### Data for this task
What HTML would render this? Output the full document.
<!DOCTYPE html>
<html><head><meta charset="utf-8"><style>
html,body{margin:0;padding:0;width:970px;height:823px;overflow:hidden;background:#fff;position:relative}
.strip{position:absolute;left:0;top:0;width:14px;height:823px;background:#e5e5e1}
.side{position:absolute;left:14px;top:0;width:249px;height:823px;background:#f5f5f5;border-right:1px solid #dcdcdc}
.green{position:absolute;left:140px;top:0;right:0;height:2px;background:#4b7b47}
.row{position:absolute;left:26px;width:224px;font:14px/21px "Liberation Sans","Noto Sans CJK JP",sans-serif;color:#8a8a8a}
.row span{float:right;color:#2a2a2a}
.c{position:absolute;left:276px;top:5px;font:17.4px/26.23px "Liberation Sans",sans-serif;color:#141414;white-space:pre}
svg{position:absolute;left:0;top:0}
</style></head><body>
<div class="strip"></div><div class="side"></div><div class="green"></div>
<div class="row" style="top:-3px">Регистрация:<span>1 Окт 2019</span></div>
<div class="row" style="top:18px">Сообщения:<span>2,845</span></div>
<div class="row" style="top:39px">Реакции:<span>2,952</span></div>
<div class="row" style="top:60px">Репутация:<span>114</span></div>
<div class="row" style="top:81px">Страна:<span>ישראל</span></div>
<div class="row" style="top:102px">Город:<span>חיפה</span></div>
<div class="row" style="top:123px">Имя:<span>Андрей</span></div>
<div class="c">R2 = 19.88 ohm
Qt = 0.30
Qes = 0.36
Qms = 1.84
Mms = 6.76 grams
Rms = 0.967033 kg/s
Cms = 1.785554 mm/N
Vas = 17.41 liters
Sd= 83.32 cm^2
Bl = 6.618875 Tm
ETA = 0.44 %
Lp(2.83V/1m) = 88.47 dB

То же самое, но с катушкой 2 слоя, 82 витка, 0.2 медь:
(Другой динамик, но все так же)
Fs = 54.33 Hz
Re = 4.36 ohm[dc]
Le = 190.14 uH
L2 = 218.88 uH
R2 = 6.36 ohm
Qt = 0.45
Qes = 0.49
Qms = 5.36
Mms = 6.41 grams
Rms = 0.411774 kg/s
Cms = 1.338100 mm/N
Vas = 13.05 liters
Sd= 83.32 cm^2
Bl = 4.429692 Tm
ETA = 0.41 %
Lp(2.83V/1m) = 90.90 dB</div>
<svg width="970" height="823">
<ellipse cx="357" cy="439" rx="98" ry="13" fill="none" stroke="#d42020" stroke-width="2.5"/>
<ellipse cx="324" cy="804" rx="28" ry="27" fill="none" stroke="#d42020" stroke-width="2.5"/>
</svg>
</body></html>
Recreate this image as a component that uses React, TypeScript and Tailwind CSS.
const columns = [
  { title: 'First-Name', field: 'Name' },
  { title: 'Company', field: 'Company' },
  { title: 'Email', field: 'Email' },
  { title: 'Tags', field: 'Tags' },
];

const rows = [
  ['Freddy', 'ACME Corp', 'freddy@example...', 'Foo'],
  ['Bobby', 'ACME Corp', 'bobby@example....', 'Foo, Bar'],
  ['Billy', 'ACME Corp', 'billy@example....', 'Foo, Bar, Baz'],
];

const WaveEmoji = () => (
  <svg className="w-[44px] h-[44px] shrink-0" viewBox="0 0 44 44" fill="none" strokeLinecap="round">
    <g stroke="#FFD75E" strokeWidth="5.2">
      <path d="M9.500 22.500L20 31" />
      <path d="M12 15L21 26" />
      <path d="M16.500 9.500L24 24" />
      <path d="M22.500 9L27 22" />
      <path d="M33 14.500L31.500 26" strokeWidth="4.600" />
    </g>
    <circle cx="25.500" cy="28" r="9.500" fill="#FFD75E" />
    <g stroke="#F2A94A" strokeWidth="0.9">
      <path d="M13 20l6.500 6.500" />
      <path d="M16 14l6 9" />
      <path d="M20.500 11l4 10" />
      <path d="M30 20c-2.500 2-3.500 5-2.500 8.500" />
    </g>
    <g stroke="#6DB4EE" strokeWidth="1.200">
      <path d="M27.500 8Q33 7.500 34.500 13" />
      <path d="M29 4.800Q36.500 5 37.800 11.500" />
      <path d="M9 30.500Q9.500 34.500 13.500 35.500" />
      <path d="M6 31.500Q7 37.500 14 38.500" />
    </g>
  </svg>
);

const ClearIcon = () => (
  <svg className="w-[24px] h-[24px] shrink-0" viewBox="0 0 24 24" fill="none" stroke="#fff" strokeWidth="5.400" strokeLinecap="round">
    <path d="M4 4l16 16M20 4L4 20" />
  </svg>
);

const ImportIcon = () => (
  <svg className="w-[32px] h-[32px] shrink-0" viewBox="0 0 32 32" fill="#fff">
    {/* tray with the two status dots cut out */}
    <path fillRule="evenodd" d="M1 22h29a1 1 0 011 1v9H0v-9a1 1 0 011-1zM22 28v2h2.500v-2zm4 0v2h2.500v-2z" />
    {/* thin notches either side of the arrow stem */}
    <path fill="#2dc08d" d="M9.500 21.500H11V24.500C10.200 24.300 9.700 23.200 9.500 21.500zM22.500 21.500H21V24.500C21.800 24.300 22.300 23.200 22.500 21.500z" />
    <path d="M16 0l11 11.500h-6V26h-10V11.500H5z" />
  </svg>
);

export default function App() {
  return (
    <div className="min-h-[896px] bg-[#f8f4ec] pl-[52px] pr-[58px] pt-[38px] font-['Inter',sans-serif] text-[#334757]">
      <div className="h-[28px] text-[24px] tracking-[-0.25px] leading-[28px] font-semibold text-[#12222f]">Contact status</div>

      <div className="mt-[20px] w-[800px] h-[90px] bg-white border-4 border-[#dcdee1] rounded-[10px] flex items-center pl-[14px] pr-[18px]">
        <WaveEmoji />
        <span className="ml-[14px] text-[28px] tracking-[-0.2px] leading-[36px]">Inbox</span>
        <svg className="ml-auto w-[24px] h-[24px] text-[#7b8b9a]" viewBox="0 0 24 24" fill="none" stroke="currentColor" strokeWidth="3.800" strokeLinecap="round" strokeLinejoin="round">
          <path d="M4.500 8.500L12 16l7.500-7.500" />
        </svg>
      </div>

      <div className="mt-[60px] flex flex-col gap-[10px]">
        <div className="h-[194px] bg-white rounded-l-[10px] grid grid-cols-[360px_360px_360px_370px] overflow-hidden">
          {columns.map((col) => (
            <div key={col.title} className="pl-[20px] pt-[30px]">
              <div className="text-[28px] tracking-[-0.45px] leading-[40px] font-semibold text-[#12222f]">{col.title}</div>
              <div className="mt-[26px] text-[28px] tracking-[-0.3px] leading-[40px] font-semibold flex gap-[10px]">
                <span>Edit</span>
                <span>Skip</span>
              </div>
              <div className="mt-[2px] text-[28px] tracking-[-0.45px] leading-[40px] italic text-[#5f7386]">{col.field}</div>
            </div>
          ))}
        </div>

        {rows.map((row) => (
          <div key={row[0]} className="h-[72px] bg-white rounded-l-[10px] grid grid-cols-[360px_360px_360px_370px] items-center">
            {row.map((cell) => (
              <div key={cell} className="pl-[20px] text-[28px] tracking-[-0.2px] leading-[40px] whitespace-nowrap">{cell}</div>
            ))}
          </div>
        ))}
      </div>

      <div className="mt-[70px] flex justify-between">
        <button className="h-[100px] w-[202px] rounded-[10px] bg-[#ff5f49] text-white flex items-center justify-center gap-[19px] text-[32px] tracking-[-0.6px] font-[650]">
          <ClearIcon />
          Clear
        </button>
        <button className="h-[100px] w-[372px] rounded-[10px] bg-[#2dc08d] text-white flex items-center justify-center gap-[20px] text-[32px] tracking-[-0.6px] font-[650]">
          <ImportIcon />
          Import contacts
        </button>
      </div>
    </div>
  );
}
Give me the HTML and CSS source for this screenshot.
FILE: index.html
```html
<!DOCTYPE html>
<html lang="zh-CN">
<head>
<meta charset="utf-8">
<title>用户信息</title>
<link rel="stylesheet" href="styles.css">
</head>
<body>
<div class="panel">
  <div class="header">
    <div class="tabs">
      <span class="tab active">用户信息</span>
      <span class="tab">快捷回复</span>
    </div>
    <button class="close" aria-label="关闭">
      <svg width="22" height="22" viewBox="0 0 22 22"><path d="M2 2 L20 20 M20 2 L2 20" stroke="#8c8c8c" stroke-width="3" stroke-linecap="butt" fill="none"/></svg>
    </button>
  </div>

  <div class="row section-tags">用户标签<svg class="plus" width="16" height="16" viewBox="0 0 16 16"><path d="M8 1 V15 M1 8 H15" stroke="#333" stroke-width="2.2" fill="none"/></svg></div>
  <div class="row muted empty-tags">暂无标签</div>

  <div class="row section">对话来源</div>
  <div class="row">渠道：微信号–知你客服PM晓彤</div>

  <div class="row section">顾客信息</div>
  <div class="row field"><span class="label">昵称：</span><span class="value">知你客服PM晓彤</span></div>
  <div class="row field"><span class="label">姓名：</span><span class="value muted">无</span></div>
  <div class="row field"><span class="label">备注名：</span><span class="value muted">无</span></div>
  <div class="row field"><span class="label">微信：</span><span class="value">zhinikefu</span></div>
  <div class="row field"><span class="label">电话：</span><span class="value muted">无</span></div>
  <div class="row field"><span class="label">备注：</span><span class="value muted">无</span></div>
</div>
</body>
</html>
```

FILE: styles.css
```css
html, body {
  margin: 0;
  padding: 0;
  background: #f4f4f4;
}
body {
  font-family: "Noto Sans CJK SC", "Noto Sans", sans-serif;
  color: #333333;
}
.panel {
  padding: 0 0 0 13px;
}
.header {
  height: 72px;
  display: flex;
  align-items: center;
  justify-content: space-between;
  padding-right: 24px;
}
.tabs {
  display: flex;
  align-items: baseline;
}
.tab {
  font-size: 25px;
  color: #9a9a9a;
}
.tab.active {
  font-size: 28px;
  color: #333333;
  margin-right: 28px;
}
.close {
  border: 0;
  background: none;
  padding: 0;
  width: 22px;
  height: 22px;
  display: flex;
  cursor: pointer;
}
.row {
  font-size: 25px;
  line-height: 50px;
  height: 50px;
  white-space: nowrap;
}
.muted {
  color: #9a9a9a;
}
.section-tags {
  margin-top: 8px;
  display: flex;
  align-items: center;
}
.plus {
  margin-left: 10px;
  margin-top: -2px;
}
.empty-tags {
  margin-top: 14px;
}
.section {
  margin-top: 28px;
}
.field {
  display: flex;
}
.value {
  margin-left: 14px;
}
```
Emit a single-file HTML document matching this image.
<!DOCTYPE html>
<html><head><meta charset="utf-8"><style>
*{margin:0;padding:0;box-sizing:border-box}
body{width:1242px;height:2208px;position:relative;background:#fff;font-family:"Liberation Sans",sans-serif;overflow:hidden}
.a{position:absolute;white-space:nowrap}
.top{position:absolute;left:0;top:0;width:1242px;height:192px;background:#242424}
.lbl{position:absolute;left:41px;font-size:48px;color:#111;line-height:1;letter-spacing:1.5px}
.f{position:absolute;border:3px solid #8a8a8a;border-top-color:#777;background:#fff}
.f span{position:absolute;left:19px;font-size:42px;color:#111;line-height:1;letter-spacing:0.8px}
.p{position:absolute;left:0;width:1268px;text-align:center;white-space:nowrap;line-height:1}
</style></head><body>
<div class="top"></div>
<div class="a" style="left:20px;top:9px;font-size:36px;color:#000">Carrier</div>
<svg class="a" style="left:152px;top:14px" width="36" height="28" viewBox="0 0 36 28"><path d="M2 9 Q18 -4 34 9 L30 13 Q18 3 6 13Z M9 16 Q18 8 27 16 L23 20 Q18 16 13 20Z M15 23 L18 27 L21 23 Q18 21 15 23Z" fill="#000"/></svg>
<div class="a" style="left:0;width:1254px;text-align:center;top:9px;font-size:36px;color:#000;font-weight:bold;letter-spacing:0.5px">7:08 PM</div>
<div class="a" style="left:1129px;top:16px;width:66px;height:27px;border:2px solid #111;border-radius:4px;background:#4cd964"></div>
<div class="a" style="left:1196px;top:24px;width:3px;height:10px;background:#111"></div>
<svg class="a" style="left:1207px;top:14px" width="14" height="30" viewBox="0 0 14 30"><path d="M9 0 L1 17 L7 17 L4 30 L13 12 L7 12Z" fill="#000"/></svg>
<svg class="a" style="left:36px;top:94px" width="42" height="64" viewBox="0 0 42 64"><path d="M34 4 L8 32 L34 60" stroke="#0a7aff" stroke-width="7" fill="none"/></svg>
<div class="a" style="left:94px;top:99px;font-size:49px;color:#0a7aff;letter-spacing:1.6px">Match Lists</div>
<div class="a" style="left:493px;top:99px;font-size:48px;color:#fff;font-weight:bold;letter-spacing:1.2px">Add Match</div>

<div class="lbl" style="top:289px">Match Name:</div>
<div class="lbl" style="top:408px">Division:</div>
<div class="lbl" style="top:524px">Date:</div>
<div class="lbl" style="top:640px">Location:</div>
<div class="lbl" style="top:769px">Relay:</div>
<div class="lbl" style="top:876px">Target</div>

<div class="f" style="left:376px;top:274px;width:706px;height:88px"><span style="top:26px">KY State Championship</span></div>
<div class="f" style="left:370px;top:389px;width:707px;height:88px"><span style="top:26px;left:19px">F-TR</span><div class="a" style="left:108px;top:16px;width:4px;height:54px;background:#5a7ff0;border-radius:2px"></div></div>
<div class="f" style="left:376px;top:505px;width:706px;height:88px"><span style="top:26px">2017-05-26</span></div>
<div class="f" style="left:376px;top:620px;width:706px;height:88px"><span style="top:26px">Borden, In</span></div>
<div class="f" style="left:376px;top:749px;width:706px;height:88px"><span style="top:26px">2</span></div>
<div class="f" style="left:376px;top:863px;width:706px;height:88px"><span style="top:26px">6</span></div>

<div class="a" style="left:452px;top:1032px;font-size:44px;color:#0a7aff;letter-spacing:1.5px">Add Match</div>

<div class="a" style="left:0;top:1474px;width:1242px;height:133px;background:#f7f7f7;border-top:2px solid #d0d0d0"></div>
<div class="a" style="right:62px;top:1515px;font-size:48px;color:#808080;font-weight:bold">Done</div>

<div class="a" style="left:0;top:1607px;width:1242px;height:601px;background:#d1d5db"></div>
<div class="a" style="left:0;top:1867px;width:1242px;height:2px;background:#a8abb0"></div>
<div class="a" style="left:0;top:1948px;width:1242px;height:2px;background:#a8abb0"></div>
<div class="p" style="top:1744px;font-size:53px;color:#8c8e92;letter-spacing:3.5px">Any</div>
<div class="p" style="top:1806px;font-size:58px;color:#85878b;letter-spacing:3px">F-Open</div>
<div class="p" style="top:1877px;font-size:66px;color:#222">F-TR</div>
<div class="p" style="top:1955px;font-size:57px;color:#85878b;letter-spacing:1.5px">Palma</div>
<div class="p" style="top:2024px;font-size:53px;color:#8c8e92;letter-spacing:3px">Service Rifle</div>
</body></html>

### Your instructions
Repeat, word for word, the lines from the opening of the material through the line containing "Lp(2.83V/1m) = 88.47 dB".

### Finished exercise
What HTML would render this? Output the full document.
<!DOCTYPE html>
<html><head><meta charset="utf-8"><style>
html,body{margin:0;padding:0;width:970px;height:823px;overflow:hidden;background:#fff;position:relative}
.strip{position:absolute;left:0;top:0;width:14px;height:823px;background:#e5e5e1}
.side{position:absolute;left:14px;top:0;width:249px;height:823px;background:#f5f5f5;border-right:1px solid #dcdcdc}
.green{position:absolute;left:140px;top:0;right:0;height:2px;background:#4b7b47}
.row{position:absolute;left:26px;width:224px;font:14px/21px "Liberation Sans","Noto Sans CJK JP",sans-serif;color:#8a8a8a}
.row span{float:right;color:#2a2a2a}
.c{position:absolute;left:276px;top:5px;font:17.4px/26.23px "Liberation Sans",sans-serif;color:#141414;white-space:pre}
svg{position:absolute;left:0;top:0}
</style></head><body>
<div class="strip"></div><div class="side"></div><div class="green"></div>
<div class="row" style="top:-3px">Регистрация:<span>1 Окт 2019</span></div>
<div class="row" style="top:18px">Сообщения:<span>2,845</span></div>
<div class="row" style="top:39px">Реакции:<span>2,952</span></div>
<div class="row" style="top:60px">Репутация:<span>114</span></div>
<div class="row" style="top:81px">Страна:<span>ישראל</span></div>
<div class="row" style="top:102px">Город:<span>חיפה</span></div>
<div class="row" style="top:123px">Имя:<span>Андрей</span></div>
<div class="c">R2 = 19.88 ohm
Qt = 0.30
Qes = 0.36
Qms = 1.84
Mms = 6.76 grams
Rms = 0.967033 kg/s
Cms = 1.785554 mm/N
Vas = 17.41 liters
Sd= 83.32 cm^2
Bl = 6.618875 Tm
ETA = 0.44 %
Lp(2.83V/1m) = 88.47 dB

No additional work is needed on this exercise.